Spruch und Begründung des Bescheides stehen in diesem Zusammenhang insofern in einem Widerspruch, als nicht klar wird, ob eine Entscheidung hinsichtlich jener Eigentümer, bezüglich derer es zu keiner Vereinbarung gekommen ist, vorliegt. Dies umso mehr, als der Bescheid am Ende (nach der Begründung) neuerlich "Beurkundungen" enthält, sodaß die Auffassung vertretbar ist, daß es sich bei Verwendung des Wortes "Beurkundung" im "Entscheidungsteil" des Bescheides um ein Vergreifen im Ausdruck handelt.
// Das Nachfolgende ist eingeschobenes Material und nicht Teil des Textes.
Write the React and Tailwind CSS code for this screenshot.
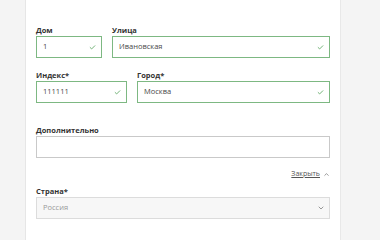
import { Check, ChevronDown, ChevronUp } from 'lucide-react'

function Field({ label, value, valid, className = '' }) {
  return (
    <div className={`flex flex-col ${className}`}>
      <label className="mb-[1px] text-[7.5px] font-bold leading-[10px] text-[#333]">{label}</label>
      <div
        className={`flex h-[22px] items-center justify-between border bg-white pl-[6px] pr-[5px] text-[7.5px] text-[#4a4a4a] ${
          valid ? 'border-[#7db882]' : 'border-[#c9c9c9]'
        }`}
      >
        <span>{value}</span>
        {valid && <Check size={7} strokeWidth={3} className="text-[#5fa865]" />}
      </div>
    </div>
  )
}

export default function App() {
  return (
    <div className="flex h-[240px] w-[380px] bg-[#f4f4f4] font-['Open_Sans',sans-serif]">
      <div className="w-[26px] border-r border-[#e6e6e6]" />
      <div className="w-[314px] bg-white px-[10px] pt-[25px]">
        <div className="grid grid-cols-[66px_1fr] gap-[10px]">
          <Field label="Дом" value="1" valid />
          <Field label="Улица" value="Ивановская" valid />
        </div>
        <div className="mt-[12px] grid grid-cols-[91px_1fr] gap-[10px]">
          <Field label="Индекс*" value="111111" valid />
          <Field label="Город*" value="Москва" valid />
        </div>
        <Field label="Дополнительно" value="" className="mt-[22px]" />
        <div className="mt-[11px] flex h-[10px] items-center justify-end gap-[3px] text-[7px] text-[#555]">
          <span className="underline">Закрыть</span>
          <ChevronUp size={7} strokeWidth={2} />
        </div>
        <div className="mt-[7px] flex flex-col">
          <label className="mb-[1px] text-[7.5px] font-bold leading-[10px] text-[#333]">Страна*</label>
          <div className="flex h-[22px] items-center justify-between border border-[#dcdcdc] bg-[#f7f7f7] pl-[6px] pr-[4px] text-[7.5px] text-[#999]">
            <span>Россия</span>
            <ChevronDown size={8} strokeWidth={2} className="text-[#666]" />
          </div>
        </div>
      </div>
      <div className="flex-1 border-l border-[#e8e8e8] bg-[#f4f4f4]" />
    </div>
  )
}
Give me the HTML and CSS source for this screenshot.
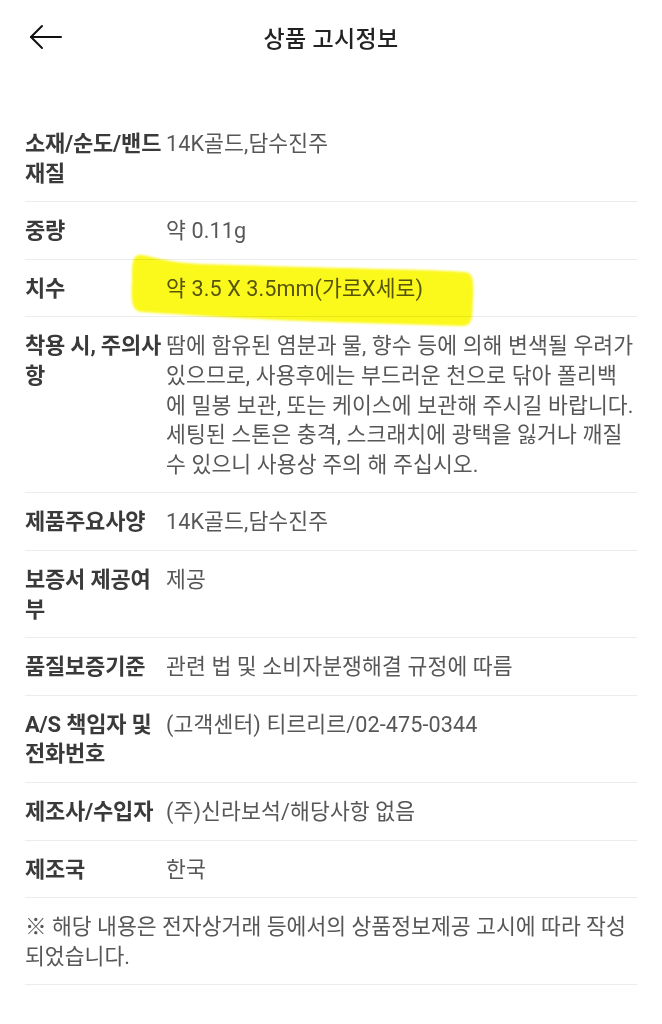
FILE: index.html
```html
<!DOCTYPE html>
<html lang="ko">
<head>
<meta charset="utf-8">
<title>상품 고시정보</title>
<link rel="stylesheet" href="styles.css">
</head>
<body>
<div class="page">
  <header class="header">
    <button class="back" aria-label="뒤로">
      <svg width="34" height="26" viewBox="0 0 34 26" fill="none" stroke="#111" stroke-width="2" stroke-linecap="round" stroke-linejoin="round">
        <path d="M2 13H32"/>
        <path d="M13 2L2 13L13 24"/>
      </svg>
    </button>
    <h1 class="title">상품 고시정보</h1>
  </header>

  <div class="list">
    <div class="row"><div class="label">소재/순도/밴드 재질</div><div class="value">14K골드,담수진주</div></div>
    <div class="row"><div class="label">중량</div><div class="value">약 0.11g</div></div>
    <div class="row"><div class="label">치수</div><div class="value">약 3.5 X 3.5mm(가로X세로)</div></div>
    <div class="row"><div class="label">착용 시, 주의사항</div><div class="value">땀에 함유된 염분과 물, 향수 등에 의해 변색될 우려가<br>있으므로, 사용후에는 부드러운 천으로 닦아 폴리백<br>에 밀봉 보관, 또는 케이스에 보관해 주시길 바랍니다.<br>세팅된 스톤은 충격, 스크래치에 광택을 잃거나 깨질<br>수 있으니 사용상 주의 해 주십시오.</div></div>
    <div class="row"><div class="label">제품주요사양</div><div class="value">14K골드,담수진주</div></div>
    <div class="row"><div class="label">보증서 제공여부</div><div class="value">제공</div></div>
    <div class="row"><div class="label">품질보증기준</div><div class="value">관련 법 및 소비자분쟁해결 규정에 따름</div></div>
    <div class="row"><div class="label">A/S 책임자 및 전화번호</div><div class="value">(고객센터) 티르리르/02-475-0344</div></div>
    <div class="row"><div class="label">제조사/수입자</div><div class="value">(주)신라보석/해당사항 없음</div></div>
    <div class="row"><div class="label">제조국</div><div class="value">한국</div></div>
    <div class="note">※ 해당 내용은 전자상거래 등에서의 상품정보제공 고시에 따라 작성되었습니다.</div>
  </div>

  <svg class="highlight" width="662" height="1024" viewBox="0 0 662 1024" aria-hidden="true">
    <defs>
      <filter id="soft" x="-5%" y="-20%" width="110%" height="140%">
        <feGaussianBlur stdDeviation="1.2"/>
      </filter>
    </defs>
    <path filter="url(#soft)" fill="#fbf81c" d="M140 255 C150 255 160 262 200 264 L300 267 C380 269 440 270 465 272 C473 273 474 280 473 300 C472 315 474 326 462 326 L330 322 C250 319 170 314 142 312 C131 311 131 300 132 280 C132 265 132 255 140 255 Z"/>
  </svg>
</div>
</body>
</html>
```

FILE: styles.css
```css
* { box-sizing: border-box; }
html, body { margin: 0; padding: 0; background: #fff; }
body {
  font-family: Roboto, "Noto Sans CJK KR", sans-serif;
  color: #555;
  -webkit-font-smoothing: antialiased;
}
.page {
  position: relative;
  width: 662px;
  min-height: 1024px;
}
.header {
  height: 74px;
  display: flex;
  align-items: center;
  justify-content: center;
  position: relative;
}
.back {
  position: absolute;
  left: 29px;
  top: 24px;
  width: 34px;
  height: 26px;
  padding: 0;
  border: 0;
  background: none;
  display: flex;
}
.title {
  margin: 0;
  font-size: 23px;
  font-weight: 500;
  color: #222;
  letter-spacing: 0.3px;
}
.list {
  margin-top: 41px;
  padding: 0 25px;
}
.row {
  display: grid;
  grid-template-columns: 140px 1fr;
  column-gap: 1px;
  padding: 14px 0 13px;
  border-bottom: 1px solid #ececec;
  font-size: 21.6px;
  line-height: 29.6px;
}
.label {
  font-weight: 700;
  color: #3a3a3a;
  font-size: 22px;
  letter-spacing: -0.2px;
}
.value {
  color: #575757;
  letter-spacing: 0.1px;
}
.note {
  padding: 14px 0 13px;
  border-bottom: 1px solid #ececec;
  font-size: 21.6px;
  line-height: 29.6px;
  color: #575757;
}
.highlight {
  position: absolute;
  left: 0;
  top: 0;
  pointer-events: none;
  mix-blend-mode: multiply;
}
```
Darüber hinaus ist der Begründungsteil betreffend die Beurkundung der insbesondere hinsichtlich des Ausmaßes der Entschädigung getroffenen Vereinbarungen insofern völlig unverständlich, als in Spruchpunkt II kein einziger derartiger Entschädigungsbetrag genannt ist.
6. Der angefochtene Bescheid war daher zur Gänze gemäß § 42 Abs. 2 Z. 3 lit. c VwGG aufzuheben.
7. Die Kostenentscheidung gründet sich auf die §§ 47 ff VwGG in Verbindung mit der Verordnung BGBl. Nr. 416/1994.